Dem 1935 verfolgungsbedingt nach den USA ausgewanderten und nach Kriegsende nicht nach Deutschland zurückgekehrten Kläger gestattete die Beklagte auf den Antrag vom Dezember 1975 mit Bescheid vom 21. November 1977 die Nachentrichtung von Beiträgen nach § 10a WGSVG für die Monate November und Dezember 1934. Die mit Widerspruch gegen diesen Bescheid beantragte weitere Nachentrichtung für die Zeit von Januar 1950 bis Dezember 1955 wurde mit Widerspruchsbescheid vom 5. April 1978 abgelehnt. In dem nachfolgenden Berufungsverfahren (in dem das Verfahren wegen § 10a WGSVG und ein weiteres wegen § 10 WGSVG verbunden worden waren) gab die Beklagte aufgrund des Senatsurteils vom 12. Oktober 1979 - 12 RK 15/78 - am 3. März 1980 ein Anerkenntnis ab, mit dem sie die Nachentrichtung nach § 10a WGSVG für die Zeit vom 1. Januar 1950 bis 31. Dezember 1955 gestattete. Der Kläger nahm dieses Anerkenntnis mit Schreiben seines Bevollmächtigten vom 7. Mai 1980 dem Grunde nach an. In einem gegen die ihm am 10. April 1980 übersandte Beitragsbescheinigung (die die Beiträge für November und Dezember 1934 betraf) gerichteten Widerspruchsschreiben vom gleichen Tage erklärte er sich bereit, 9 (mit Schreiben vom 4. Juni 1980 berichtigt in 11) Beiträge der Klasse 600 für die Zeit vom 1. Februar 1955 bis 31. Dezember 1955 nachzuentrichten. Das Schreiben enthält folgenden Passus: "Durch die Stellung dieses Antrages und durch die Umwandlung der Rente wegen Berufsunfähigkeit in das Altersruhegeld erlischt weder das Recht zur Nachentrichtung weiterer Beiträge gemäß § 10a Abs 2 WGSVG noch dasjenige auf Fortführung des Rechtsstreits gemäß § 10 WGSVG". Die Beklagte entsprach diesem Belegungsangebot mit Bescheid vom 29. Mai 1980 und Ergänzungsbescheid vom 23. Juni 1980, wobei ein Restguthaben von 648,-- DM verblieb. Beide Bescheide enthalten den Hinweis, daß sie Gegenstand des anhängigen Streitverfahrens werden. Das Berufungsverfahren endete mit rechtskräftigem Urteil des Landessozialgerichts (LSG) vom 12. Februar 1981, mit dem die Berufung gegen das die Nachentrichtung nach § 10 WGSVG verneinende Urteil des Sozialgerichts (SG) zurückgewiesen wurde.

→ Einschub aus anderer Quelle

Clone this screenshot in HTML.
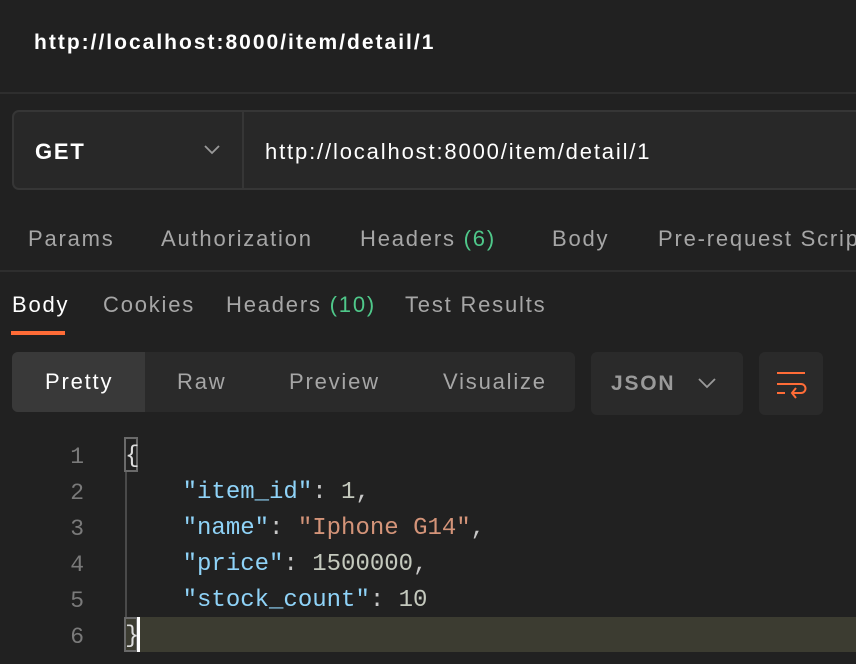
<!DOCTYPE html>
<html><head><meta charset="utf-8"><style>
*{margin:0;padding:0;box-sizing:border-box}
body{width:856px;height:664px;background:#212121;font-family:"Liberation Sans",sans-serif;position:relative;overflow:hidden;color:#a6a6a6}
.a{position:absolute;white-space:nowrap;letter-spacing:1.8px}
.mono{font-family:"Liberation Mono",monospace;font-size:24px;letter-spacing:0}
</style></head><body>
<div class="a" style="left:34px;top:31px;font-size:21px;font-weight:bold;color:#fff;letter-spacing:2px">http://localhost:8000/item/detail/1</div>
<div class="a" style="left:0;top:92px;width:856px;height:2px;background:#2e2e2e"></div>
<div class="a" style="left:12px;top:110px;width:860px;height:80px;background:#282828;border:2px solid #363636;border-radius:7px"></div>
<div class="a" style="left:242px;top:112px;width:2px;height:76px;background:#363636"></div>
<div class="a" style="left:35px;top:139px;font-size:22px;font-weight:bold;color:#fff">GET</div>
<svg class="a" style="left:203px;top:143px" width="18" height="12"><path d="M2 3 L9 10 L16 3" stroke="#9a9a9a" stroke-width="1.8" fill="none"/></svg>
<div class="a" style="left:265px;top:139px;font-size:22px;color:#fff;letter-spacing:1.85px">http://localhost:8000/item/detail/1</div>
<div class="a" style="left:28px;top:226px;font-size:22px">Params</div>
<div class="a" style="left:161px;top:226px;font-size:22px">Authorization</div>
<div class="a" style="left:360px;top:226px;font-size:22px">Headers <span style="color:#4fc88a">(6)</span></div>
<div class="a" style="left:552px;top:226px;font-size:22px">Body</div>
<div class="a" style="left:658px;top:226px;font-size:22px">Pre-request Script</div>
<div class="a" style="left:0;top:270px;width:856px;height:2px;background:#2e2e2e"></div>
<div class="a" style="left:12px;top:292px;font-size:22px;color:#fff">Body</div>
<div class="a" style="left:103px;top:292px;font-size:22px">Cookies</div>
<div class="a" style="left:226px;top:292px;font-size:22px">Headers <span style="color:#4fc88a">(10)</span></div>
<div class="a" style="left:405px;top:292px;font-size:22px">Test Results</div>
<div class="a" style="left:11px;top:331px;width:54px;height:4px;background:#ff6c37"></div>
<div class="a" style="left:12px;top:352px;width:563px;height:60px;background:#2a2a2a;border-radius:6px"></div>
<div class="a" style="left:12px;top:352px;width:133px;height:60px;background:#393939;border-radius:6px 0 0 6px"></div>
<div class="a" style="left:45px;top:369px;font-size:22px;color:#fff">Pretty</div>
<div class="a" style="left:177px;top:369px;font-size:22px">Raw</div>
<div class="a" style="left:289px;top:369px;font-size:22px">Preview</div>
<div class="a" style="left:443px;top:369px;font-size:22px">Visualize</div>
<div class="a" style="left:591px;top:352px;width:152px;height:63px;background:#2a2a2a;border-radius:6px"></div>
<div class="a" style="left:611px;top:372px;font-size:21px;font-weight:bold;color:#9a9a9a">JSON</div>
<svg class="a" style="left:697px;top:377px" width="20" height="12"><path d="M2 2 L10 10 L18 2" stroke="#9a9a9a" stroke-width="1.8" fill="none"/></svg>
<div class="a" style="left:759px;top:352px;width:64px;height:63px;background:#2a2a2a;border-radius:6px"></div>
<svg class="a" style="left:775px;top:370px" width="32" height="30"><g stroke="#ff6c37" stroke-width="2" fill="none"><path d="M2 3H30M2 14H26a4.5 4.5 0 0 1 0 9H17M2 23H10M21 18l-4 5 4 5"/></g></svg>
<div class="a" style="left:124px;top:617px;width:732px;height:35px;background:#3c3c31"></div>
<div class="a" style="left:125px;top:470px;width:2px;height:148px;background:#4a4a4a"></div>
<div class="a" style="left:124px;top:437px;width:14px;height:35px;border:2px solid #6a6a6a"></div>
<div class="a" style="left:124px;top:617px;width:14px;height:35px;border:2px solid #6a6a6a"></div>
<div class="a" style="left:137px;top:617px;width:3px;height:35px;background:#fff"></div>
<div class="a mono" style="left:40px;top:439px;width:44px;text-align:right;line-height:36px;color:#7a7a7a;font-size:23px">1<br>2<br>3<br>4<br>5<br>6</div>
<div class="a mono" style="left:125px;top:439px;line-height:36px;color:#c8c8c8"><span style="color:#ddd">{</span><br>&nbsp;&nbsp;&nbsp;&nbsp;<span style="color:#8fd3f8">"item_id"</span>: <span style="color:#c4c9bd">1</span>,<br>&nbsp;&nbsp;&nbsp;&nbsp;<span style="color:#8fd3f8">"name"</span>: <span style="color:#d49479">"Iphone G14"</span>,<br>&nbsp;&nbsp;&nbsp;&nbsp;<span style="color:#8fd3f8">"price"</span>: <span style="color:#c4c9bd">1500000</span>,<br>&nbsp;&nbsp;&nbsp;&nbsp;<span style="color:#8fd3f8">"stock_count"</span>: <span style="color:#c4c9bd">10</span><br><span style="color:#ddd">}</span></div>
</body></html>
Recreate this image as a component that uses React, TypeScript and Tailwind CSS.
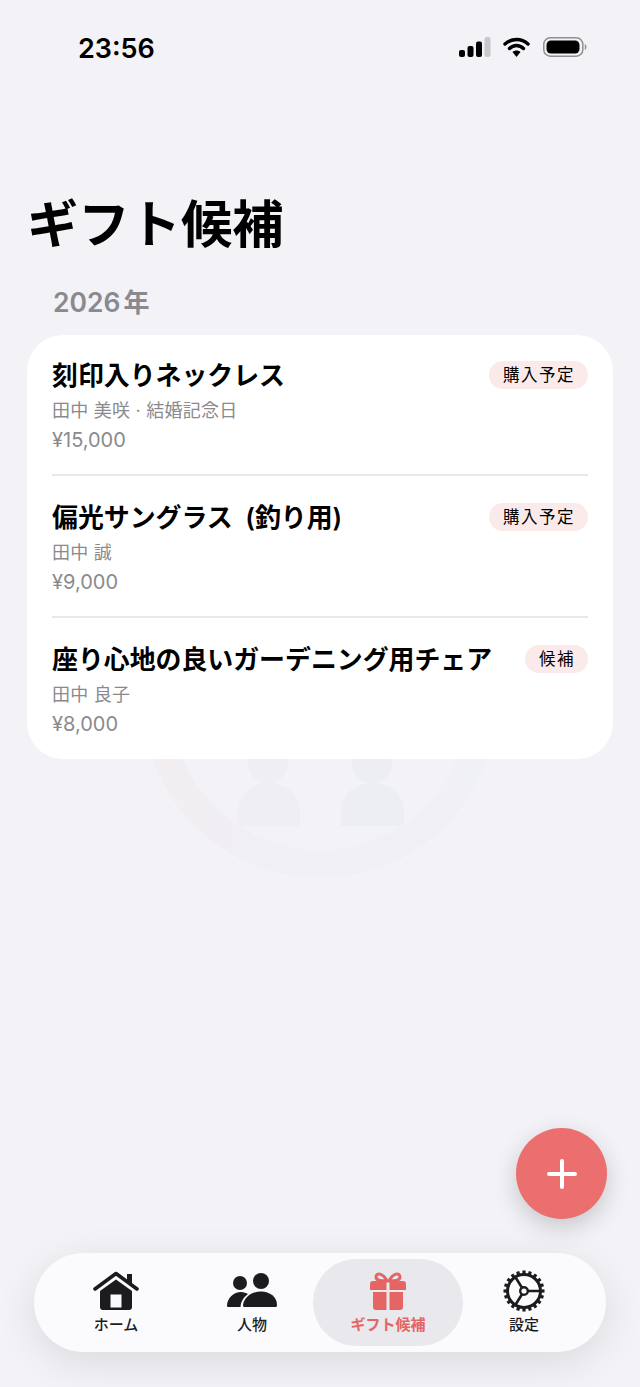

Am 11. Juli 1981 beantragte der Kläger, sein Guthaben von 648,-- DM für 6 Beiträge für die Monate August 1954 bis Januar 1955 zu verwenden, was die Beklagte mit Bescheid vom 24. September 1981 "in Ergänzung zum Bescheid vom 23. Juni 1980" zuließ. Mit einem weiteren Antrag vom 27. Oktober 1981 begehrte der Kläger unter Hinweis auf seine Anfrage in dem Schreiben vom 3. September 1981 nach dem zeitlichen Umfange des ihm aufgrund des Anerkenntnisses vom 3. März 1980 noch zustehenden Nachentrichtungsrechts die Nachentrichtung auch noch für die Zeit vom 1. Januar 1950 bis 31. Juli 1954 und bot hierfür 55 Beiträge der Klasse 600 zu 108,-- DM im Gesamtbetrag von 5.490,-- DM an. Dies lehnte die Beklagte unter Berufung auf die Bindung der Bescheide vom 29. Mai 1980 und 23. Juni 1980 ab (Bescheid vom 25. November 1981). Während des Widerspruchverfahrens nahm sie überdies den Bescheid vom 24. September 1981 gemäß § 45 des Sozialgesetzbuches - Verwaltungsverfahren - (SGB 10) - ebenfalls im Hinblick auf die Bindungswirkung der beiden vorgenannten Bescheide - zurück (Bescheid vom 13. Mai 1982). Widerspruch, Klage und Berufung sind erfolglos geblieben (Widerspruchsbescheid vom 18. Oktober 1982; Urteil des SG Berlin vom 17. August 1983; Urteil des LSG Berlin vom 11. Juli 1984). Das LSG hat unter Bezugnahme auf die Rechtsprechung des Senats zum endgültigen Abschluß des Konkretisierungsverfahrens die Auffassung vertreten, daß mit der rechtskräftigen Beendigung des früheren Berufungsverfahrens die Nachentrichtungsbescheide vom 29. Mai 1980 und 23. Juni 1980 bindend geworden seien und das Nachentrichtungsverfahren seinen endgültigen Abschluß gefunden habe.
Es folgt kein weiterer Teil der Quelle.